London Fashion Week SS17: Highlights of Day 2
If you are all for unconventional wedding gowns (or church ensembles), look no further than Simone Rocha's Spring 2017 show. The Dublin-born designer sent her models down the aisle-turned-catwalk in dresses that are both ethereal and earthy, inspired by William John Leech's paintings of convent girls in the early 20th century, Jackie Nickerson's modern photographs of farmers in Africa and Paul Henry's 1912 painting, The Potato Diggers. Rocha's signature of voluminous, romantic and Gothic Lolita looks are infused with her take on baptismal gowns and communion dresses: pieces with puffed shoulders and chunky knots on the sleeves, soft tulle dresses teamed with red or black patent wellies and shirts in broderie anglaise worn under grey suiting checks with one shoulder falling off.
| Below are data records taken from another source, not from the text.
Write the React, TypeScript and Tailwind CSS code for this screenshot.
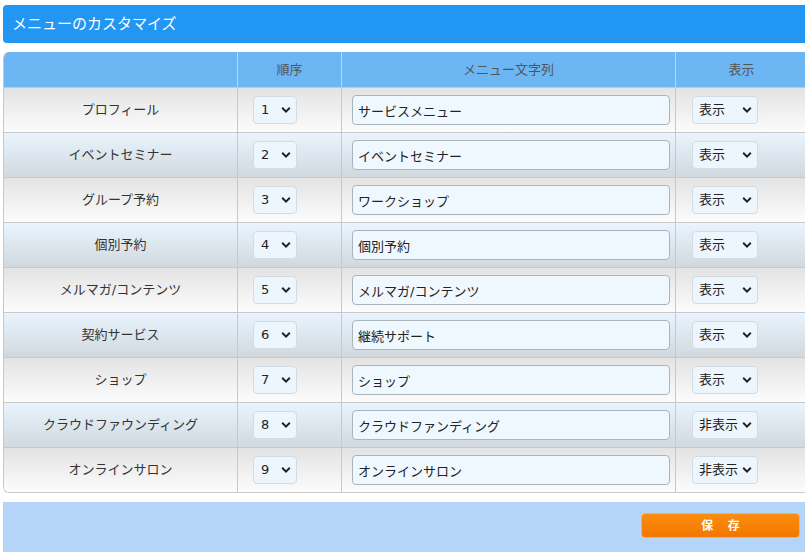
import { useState } from "react";

type MenuRow = {
  label: string;
  text: string;
  visible: boolean;
};

const initialRows: MenuRow[] = [
  { label: "プロフィール", text: "サービスメニュー", visible: true },
  { label: "イベントセミナー", text: "イベントセミナー", visible: true },
  { label: "グループ予約", text: "ワークショップ", visible: true },
  { label: "個別予約", text: "個別予約", visible: true },
  { label: "メルマガ/コンテンツ", text: "メルマガ/コンテンツ", visible: true },
  { label: "契約サービス", text: "継続サポート", visible: true },
  { label: "ショップ", text: "ショップ", visible: true },
  { label: "クラウドファウンディング", text: "クラウドファンディング", visible: false },
  { label: "オンラインサロン", text: "オンラインサロン", visible: false },
];

const font = "font-['DejaVu_Sans','Noto_Sans_CJK_JP',sans-serif]";

function Chevron() {
  return (
    <svg
      className="pointer-events-none absolute right-[6px] top-1/2 -translate-y-1/2"
      width="10"
      height="7"
      viewBox="0 0 10 7"
    >
      <path d="M1.2 1.3 5 5.1 8.8 1.3" fill="none" stroke="#222" strokeWidth="2" />
    </svg>
  );
}

export default function App() {
  const [rows, setRows] = useState(initialRows);

  const update = (i: number, patch: Partial<MenuRow>) => {
    setRows((prev) => prev.map((r, idx) => (idx === i ? { ...r, ...patch } : r)));
  };

  return (
    <div className={`w-[805px] h-[552px] overflow-hidden bg-white ${font}`}>
      <div className="ml-[3px] w-[804px] pt-[5px]">
        {/* タイトルバー */}
        <div className="h-[38px] bg-[#2196f3] rounded-l-[4px] flex items-center pl-[9px] text-white text-[15px]">
          メニューのカスタマイズ
        </div>

        {/* メニュー一覧 */}
        <div className="mt-[9px] border-l border-b border-[#c8c8c8] rounded-l-[6px] overflow-hidden">
          <div className="flex h-[35px] bg-[#6cb6f4] text-[13px] text-[#555]">
            <div className="w-[234px] border-r border-[#b9d7f0]" />
            <div className="w-[104px] border-r border-[#b9d7f0] flex items-center justify-center">
              順序
            </div>
            <div className="w-[334px] border-r border-[#b9d7f0] flex items-center justify-center">
              メニュー文字列
            </div>
            <div className="flex-1 flex items-center justify-center">表示</div>
          </div>

          {rows.map((row, i) => (
            <div
              key={row.label}
              className={`flex h-[45px] border-t border-[#c8c8c8] bg-gradient-to-b ${
                i % 2 === 0 ? "from-[#e3e3e3] to-[#fcfcfc]" : "from-[#e9f4fe] to-[#d1d9de]"
              }`}
            >
              <div className="w-[234px] border-r border-[#c8c8c8] flex items-center justify-center text-[13px] text-[#333]">
                {row.label}
              </div>
              <div className="w-[104px] border-r border-[#c8c8c8] flex items-center pl-[15px]">
                <div className="relative">
                  <select
                    value={i + 1}
                    onChange={() => {}}
                    className="appearance-none w-[44px] h-[28px] pl-[7px] rounded-[4px] border border-[#d3dbe2] bg-[#eef6fd] text-[13px] text-[#222] outline-none"
                  >
                    {rows.map((_, n) => (
                      <option key={n} value={n + 1}>
                        {n + 1}
                      </option>
                    ))}
                  </select>
                  <Chevron />
                </div>
              </div>
              <div className="w-[334px] border-r border-[#c8c8c8] flex items-center pl-[10px]">
                <input
                  value={row.text}
                  onChange={(e) => update(i, { text: e.target.value })}
                  className="w-[318px] h-[30px] px-[5px] rounded-[4px] border border-[#aab4bc] bg-[#f0f8ff] text-[13px] text-[#222] outline-none"
                />
              </div>
              <div className="flex-1 flex items-center pl-[16px]">
                <div className="relative">
                  <select
                    value={row.visible ? "1" : "0"}
                    onChange={(e) => update(i, { visible: e.target.value === "1" })}
                    className="appearance-none w-[66px] h-[28px] pl-[6px] rounded-[4px] border border-[#d3dbe2] bg-[#eef6fd] text-[13px] text-[#222] outline-none"
                  >
                    <option value="1">表示</option>
                    <option value="0">非表示</option>
                  </select>
                  <Chevron />
                </div>
              </div>
            </div>
          ))}
        </div>

        {/* 保存 */}
        <div className="mt-[9px] h-[60px] bg-[#b5d5f8] flex justify-end items-start pt-[11px] pr-[7px]">
          <button className="w-[159px] h-[25px] rounded-[4px] border border-[#f5b060] bg-gradient-to-b from-[#fb8d0e] to-[#f27600] text-white text-[12px] font-bold tracking-[1.2em] pl-[1.2em]">
            保存
          </button>
        </div>
      </div>
    </div>
  );
}
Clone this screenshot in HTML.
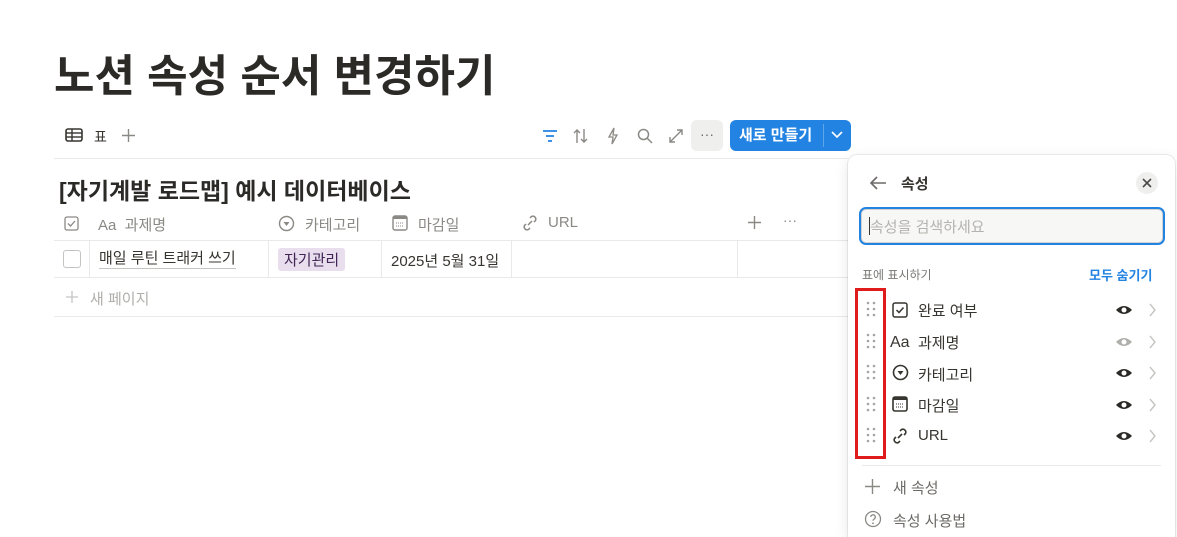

While white dominated the palette, yellow, pink, red and black made an appearance in the form of long, slim gingham dresses adorned with small flowers, silk organza and tulle numbers with drooping hems and loose tea dresses in a patchwork of floral embroidered fabrics.
It was dresses and skirts galore at J.W. Anderson as the Irish designer takes on Tudor fashion by giving the medieval era a 21st century look with an ultra-feminine vibe. From giant looped Henry VIII sleeves teamed with frothy, off-kilter skirts to what appeared to be linen placemats sewn into architectural layers to create a dress, the alpha-male influences are merged seamlessly into the soft and romantic collection. To avoid the quilted jackets, hybrid quilted and cotton shirts and sweaters with exaggerated rollnecks (think Renaissance ruff and cuff) from appearing too costumey, they are styled with sherbet-coloured skirts, offbeat yet charming prints and round-toe shoes tied with cords. Looks like we just found an urban armour for the modern woman.
At House of Holland, gypsy influences are given an exuberant treatment. Inspired by photographer, Josef Koudelka who spent time shooting the Romani gypsy community in the '60s and '70s, Henry Holland incorporated Spanish references into his Spring/Summer 2017 collection. From the crop top and low-slung gingham flares to the flamenco-inspired ruffle dress, the collection spells fun and summertime-ready. Adding on to the folksy appeal while keeping it street-smart at the same time, there were plenty of florals done on everything from slip dresses to button-up blouses styled with fishnet tank tops and tracksuits.
To increase the fun factor, the brand celebrated it 10th anniversary by sending models down the runway wearing a new range of his iconic Fashion Groupie slogan tees, the ones that launched the brand back in 2006. Accessorised with sunnies and gold door knocker earrings, the tongue-in-cheek slogans included 'Give us a toss Karlie Kloss' and 'Let's breed Bella Hadid'. Talk about a grand finale.